Per capire, due parole che non vogliono essere esaustive di una materia così ampia come il pensiero prevenuto ed il pregiudizio, entrambi alla base del razzismo. Alla base del rifiuto o, addirittura, dell’aggressività verso l’Altro, c’è, appunto, il pensiero prevenuto che rifiuta tutto ciò che è nella logica, non verifica ciò che afferma ed è alla base del pregiudizio. Il suo elemento costitutivo è una credenza e un oggetto il cui carattere formale è espresso dallo stereotipo. Lo stereotipo è una credenza astratta, largamente diffusa tra i membri di un gruppo sociale o etnico, applicata nei riguardi di un altro gruppo sociale o etnico che è l’oggetto della credenza (es.: neri, tedeschi, meridionali, italiani, ecc.). Il carattere di un membro di un gruppo viene applicato indistintamente a tutti i membri appartenenti al gruppo. Questo tipo di pensiero è molto rigido, infatti esiste una notevole resistenza della credenza prevenuta a modificarsi di fronte a esperienze contrarie e ad una conoscenza completa e definitiva. I motivi di tale resistenza sono vari: vi è, sia la tendenza a non modificare le proprie opinioni, sia il fatto che spesso la credenza ha un legame con cariche affettive profonde di fronte alle quali una smentita costituisce una frustrazione, alla quale spesso si reagisce con reazioni inadeguate. Da questo punto di vista il pregiudizio è una difesa messa in atto nei confronti di qualcosa di istintivo al quale esso offre una via di scarico. In questo senso si trova unito ad altri meccanismi di difesa attraverso i quali si opera una sorta di distinzione tra ciò che è buono (essere italiani) e ciò che è cattivo (essere extracomunitari). Questa modalità implica che l’atteggiamento di prendere posizione nei confronti di una collettività necessiti sempre di un termine di riferimento che generalmente risulta essere la propria collettività. Dal punto di vista affettivo, si configura, così, una bipolarità tipica: antipatia verso il gruppo estraneo e simpatia verso il proprio.
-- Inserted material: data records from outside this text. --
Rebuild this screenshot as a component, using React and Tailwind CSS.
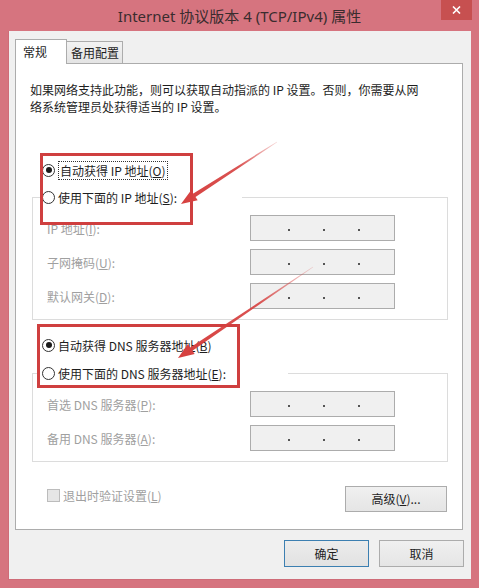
import React from 'react'

const FONT = { fontFamily: '"Noto Sans CJK SC", "Noto Sans", sans-serif' }

// ── Small controls ────────────────────────────────────────────────────────────
function Radio({ checked }) {
  return (
    <span className="w-[13px] h-[13px] shrink-0 rounded-full border border-[#333] bg-white flex items-center justify-center">
      {checked && <span className="w-[6px] h-[6px] rounded-full bg-[#1a1a1a]" />}
    </span>
  )
}

function IpBox() {
  return (
    <div className="w-[145px] h-[26px] border border-[#acacac] bg-[#f0f0f0] flex items-center pl-[37px] gap-[33px]">
      <span className="w-[2px] h-[2px] mt-[4px] bg-[#555]" />
      <span className="w-[2px] h-[2px] mt-[4px] bg-[#555]" />
      <span className="w-[2px] h-[2px] mt-[4px] bg-[#555]" />
    </div>
  )
}

function Field({ label, keyChar }) {
  return (
    <div className="flex items-center h-[26px]">
      <span className="w-[217px] pl-[14px] text-[12px] leading-[17px] text-[#a0a0a0]">
        {label}(<u>{keyChar}</u>):
      </span>
      <IpBox />
    </div>
  )
}

function Group({ legendWidth, caption, keyChar, children }) {
  return (
    <fieldset className="ml-[16px] w-[416px] border border-[#dcdcdc] pb-[10px]">
      <legend className="ml-[7px] pl-[2px] h-[18px] bg-white flex items-center gap-[3px]" style={{ width: legendWidth }}>
        <Radio />
        <span className="text-[12px] leading-[17px] text-[#1e1e1e] whitespace-nowrap">
          {caption}(<u>{keyChar}</u>):
        </span>
      </legend>
      <div className="mt-[9px] flex flex-col gap-[8px]">{children}</div>
    </fieldset>
  )
}

// ── Annotation overlay (red boxes + arrows) ──────────────────────────────────
function Annotations() {
  return (
    <svg className="absolute inset-0 pointer-events-none" width="479" height="588">
      <defs>
        <linearGradient id="a1" x1="277" y1="142" x2="181" y2="204" gradientUnits="userSpaceOnUse">
          <stop offset="0" stopColor="#d6403f" stopOpacity="0.2" />
          <stop offset="0.4" stopColor="#d6403f" stopOpacity="0.9" />
          <stop offset="1" stopColor="#d6403f" />
        </linearGradient>
        <linearGradient id="a2" x1="313" y1="267" x2="178" y2="358" gradientUnits="userSpaceOnUse">
          <stop offset="0" stopColor="#d6403f" stopOpacity="0.2" />
          <stop offset="0.4" stopColor="#d6403f" stopOpacity="0.9" />
          <stop offset="1" stopColor="#d6403f" />
        </linearGradient>
      </defs>
      <rect x="41.5" y="154.5" width="150" height="69" fill="none" stroke="#cf3f3f" strokeWidth="3" />
      <rect x="38.5" y="325.5" width="200" height="61" fill="none" stroke="#cf3f3f" strokeWidth="3" />
      <polygon
        fill="url(#a1)"
        points="277.2,142.3 195.5,197 197.7,200.3 181,204 191.1,190.3 193.3,193.6 276.8,141.7"
      />
      <polygon
        fill="url(#a2)"
        points="313.2,267.2 192.4,350.8 194.7,354.1 178,358 187.9,344.1 190.2,347.4 312.8,266.8"
      />
    </svg>
  )
}

// ── Dialog ────────────────────────────────────────────────────────────────────
export default function App() {
  return (
    <div className="relative w-[479px] h-[588px] bg-[#d6747f] flex flex-col overflow-hidden" style={FONT}>

      {/* Title bar */}
      <div className="relative h-[31px] shrink-0 flex items-center justify-center">
        <span className="text-[15px] text-[#3a2c2e] mt-[1px]" style={{ fontFamily: '"Noto Sans", "Noto Sans CJK SC", sans-serif' }}>
          Internet 协议版本 4 (TCP/IPv4) 属性
        </span>
        <div className="absolute right-[7px] top-0 w-[31px] h-[20px] bg-[#c75050] flex items-center justify-center">
          <svg width="9" height="8" viewBox="0 0 9 8">
            <path d="M1 0.5 L8 7.5 M8 0.5 L1 7.5" stroke="#fff" strokeWidth="1.6" />
          </svg>
        </div>
      </div>

      {/* Client area */}
      <div className="ml-[8px] w-[463px] h-[549px] bg-[#f0f0f0] border-l border-b border-[#cf6c78] flex flex-col">

        {/* Tabs */}
        <div className="mt-[8px] ml-[6px] flex items-end">
          <div className="relative z-10 w-[52px] h-[25px] -mb-px bg-white border border-b-0 border-[#acacac] pl-[7px] flex items-center text-[12px] text-[#1e1e1e]">
            常规
          </div>
          <div className="w-[56px] h-[22px] bg-gradient-to-b from-[#f2f2f2] to-[#e4e4e4] border border-l-0 border-b-0 border-[#acacac] pl-[4px] flex items-center text-[12px] text-[#1e1e1e]">
            备用配置
          </div>
        </div>

        {/* Tab panel */}
        <div className="ml-[6px] w-[448px] bg-white border border-[#acacac] pb-[17px] flex flex-col">
          <p className="mt-[17px] ml-[14px] text-[12px] leading-[17px] text-[#1e1e1e] whitespace-nowrap">
            如果网络支持此功能，则可以获取自动指派的 IP 设置。否则，你需要从网<br />
            络系统管理员处获得适当的 IP 设置。
          </p>

          {/* IP address */}
          <div className="mt-[46px] ml-[26px] h-[18px] flex items-center gap-[3px]">
            <Radio checked />
            <span className="text-[12px] leading-[17px] text-[#1e1e1e] border border-dotted border-[#333] px-[1px] whitespace-nowrap">
              自动获得 IP 地址(<u>O</u>)
            </span>
          </div>
          <div className="mt-[9px]">
            <Group legendWidth={202} caption="使用下面的 IP 地址" keyChar="S">
              <Field label="IP 地址" keyChar="I" />
              <Field label="子网掩码" keyChar="U" />
              <Field label="默认网关" keyChar="D" />
            </Group>
          </div>

          {/* DNS */}
          <div className="mt-[16px] ml-[26px] h-[18px] flex items-center gap-[3px]">
            <Radio checked />
            <span className="text-[12px] leading-[17px] text-[#1e1e1e] whitespace-nowrap">
              自动获得 DNS 服务器地址(<u>B</u>)
            </span>
          </div>
          <div className="mt-[10px]">
            <Group legendWidth={248} caption="使用下面的 DNS 服务器地址" keyChar="E">
              <Field label="首选 DNS 服务器" keyChar="P" />
              <Field label="备用 DNS 服务器" keyChar="A" />
            </Group>
          </div>

          {/* Validate + advanced */}
          <div className="mt-[24px] flex items-start justify-between">
            <div className="ml-[31px] mt-[1px] h-[16px] flex items-center gap-[3px]">
              <span className="w-[13px] h-[13px] border border-[#bcbcbc] bg-[#e6e6e6]" />
              <span className="text-[12px] leading-[17px] text-[#a0a0a0] whitespace-nowrap">
                退出时验证设置(<u>L</u>)
              </span>
            </div>
            <button className="mr-[15px] w-[102px] h-[26px] border border-[#acacac] bg-gradient-to-b from-[#f0f0f0] to-[#e5e5e5] text-[12px] text-[#1e1e1e]">
              高级(<u>V</u>)...
            </button>
          </div>
        </div>

        {/* Dialog buttons */}
        <div className="mt-[10px] mr-[7px] flex justify-end gap-[10px]">
          <button className="w-[85px] h-[27px] border border-[#3c7fb1] bg-gradient-to-b from-[#ececec] to-[#e2e2e2] text-[12px] text-[#1e1e1e]">
            确定
          </button>
          <button className="w-[85px] h-[27px] border border-[#acacac] bg-gradient-to-b from-[#f0f0f0] to-[#e5e5e5] text-[12px] text-[#1e1e1e]">
            取消
          </button>
        </div>
      </div>

      <Annotations />
    </div>
  )
}
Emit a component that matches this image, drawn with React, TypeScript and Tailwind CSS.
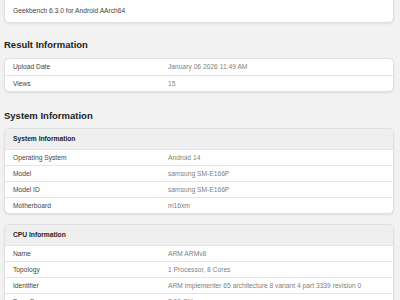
import React from "react";

type Row = { label: string; value: string };

const resultRows: Row[] = [
  { label: "Upload Date", value: "January 06 2026 11:49 AM" },
  { label: "Views", value: "15" },
];

const systemRows: Row[] = [
  { label: "Operating System", value: "Android 14" },
  { label: "Model", value: "samsung SM-E166P" },
  { label: "Model ID", value: "samsung SM-E166P" },
  { label: "Motherboard", value: "m16xm" },
];

const cpuRows: Row[] = [
  { label: "Name", value: "ARM ARMv8" },
  { label: "Topology", value: "1 Processor, 8 Cores" },
  { label: "Identifier", value: "ARM implementer 65 architecture 8 variant 4 part 3339 revision 0" },
  { label: "Base Frequency", value: "2.00 GHz" },
];

function Rows({ rows, first }: { rows: Row[]; first?: boolean }) {
  return (
    <>
      {rows.map((r, i) => (
        <div
          key={r.label}
          className={`flex h-[16px] items-center px-[8px] ${i === 0 && first ? "" : "border-t border-[#e6e6e6]"}`}
        >
          <div className="w-[155px] shrink-0 text-[#444]">{r.label}</div>
          <div className="whitespace-nowrap text-[#808080]">{r.value}</div>
        </div>
      ))}
    </>
  );
}

function Card({ children, className = "" }: { children: React.ReactNode; className?: string }) {
  return (
    <div
      className={`overflow-hidden rounded-[5px] border border-[#e0e0e0] bg-white shadow-[0_1px_2px_rgba(0,0,0,0.08)] ${className}`}
    >
      {children}
    </div>
  );
}

function Heading({ children, className = "" }: { children: React.ReactNode; className?: string }) {
  return (
    <h2 className={`h-[12px] text-[9.5px] leading-[12px] font-bold text-[#222] ${className}`}>{children}</h2>
  );
}

function SectionCard({ title, rows, className = "" }: { title: string; rows: Row[]; className?: string }) {
  return (
    <Card className={className}>
      <div className="flex h-[20px] items-center bg-[#efefef] px-[8px] font-bold text-[#222]">{title}</div>
      <Rows rows={rows} />
    </Card>
  );
}

export default function App() {
  return (
    <div
      className="h-[300px] w-[400px] overflow-hidden bg-[#f2f2f2] px-[4px] pr-[6px] text-[6.7px] leading-[8px]"
      style={{ fontFamily: '"Liberation Sans", Arial, sans-serif' }}
    >
      <Card className="mt-[-10px] flex h-[33px] items-end rounded-t-none pb-[7px] pl-[8px] text-[#444]">
        <span>Geekbench 6.3.0 for Android AArch64</span>
      </Card>

      <Heading className="mt-[16px]">Result Information</Heading>
      <Card className="mt-[7px]">
        <Rows rows={resultRows} first />
      </Card>

      <Heading className="mt-[18px]">System Information</Heading>
      <SectionCard className="mt-[6px]" title="System Information" rows={systemRows} />
      <SectionCard className="mt-[10px]" title="CPU Information" rows={cpuRows} />
    </div>
  );
}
Nel pregiudizio esistono due componenti, l’affettività e l’attività cognitiva, dalla prima fortemente influenzata; di pari passi, dal punto di vista cognitivo, alla simpatia per la propria comunità si associa un’autoesaltazione ed all’antipatia per il gruppo estraneo, un’eterodenigrazione.
Occorre aggiungere, poi, dato tutto questo, che nella nostra società c’è sempre stata l’esigenza di trovare un capro espiatorio, qualcuno sul quale proiettare tutto ciò che di peggiore esiste rispetto a comportamenti, pensieri, sentimenti. Un tempo erano gli ebrei, poi, al Nord, ci sono stati gli immigrati del Sud, negli anni ’80 come non ricordare i tossicodipendenti, “brutti, sporchi e cattivi”. Poi sono arrivati i marocchini, i “vucumprà”. Adesso ci sono gli albanesi, i rumeni, i tunisini. “Gentaccia, ci porta via il lavoro e le case!!”.
Ora, a fronte di tutto ciò, occorre, invece, allenarsi al confronto, traducendo l’esperienza dell’approccio al diverso in un incessante ed emozionante viaggio esplorativo della propria mente e delle trasformazioni che essa subisce nel percorrere itinerari sconosciuti. Si tratta di un viaggio difficile, ma che sicuramente può portare arricchimento e nutrimento, senza che ci siano etichettature, sia in negativo che in positivo. Occorre, come diceva qualcuno in un vecchio film, considerare ogni uomo come “unico e insostituibile”, con un occhio alle proprie miserie umane ed un altro alla possibilità di un mondo nuovo, diverso, colorato, dai sapori diversi e dalle sfumature dell’arcobaleno.
Solo una piccola immagine che mi è cara ricordare a proposito della multiculturalità. A Parigi, città dove, come nel resto della Francia, da tantissimo tempo ci sono extracomunitari, nei vagoni della metropolitana basta guardarsi intorno e si respira multiculturalità: un caleidoscopio di colori, odori, profumi, lingue, dialetti. A me viene in mente ricchezza, apertura, respiro, libertà. E a voi?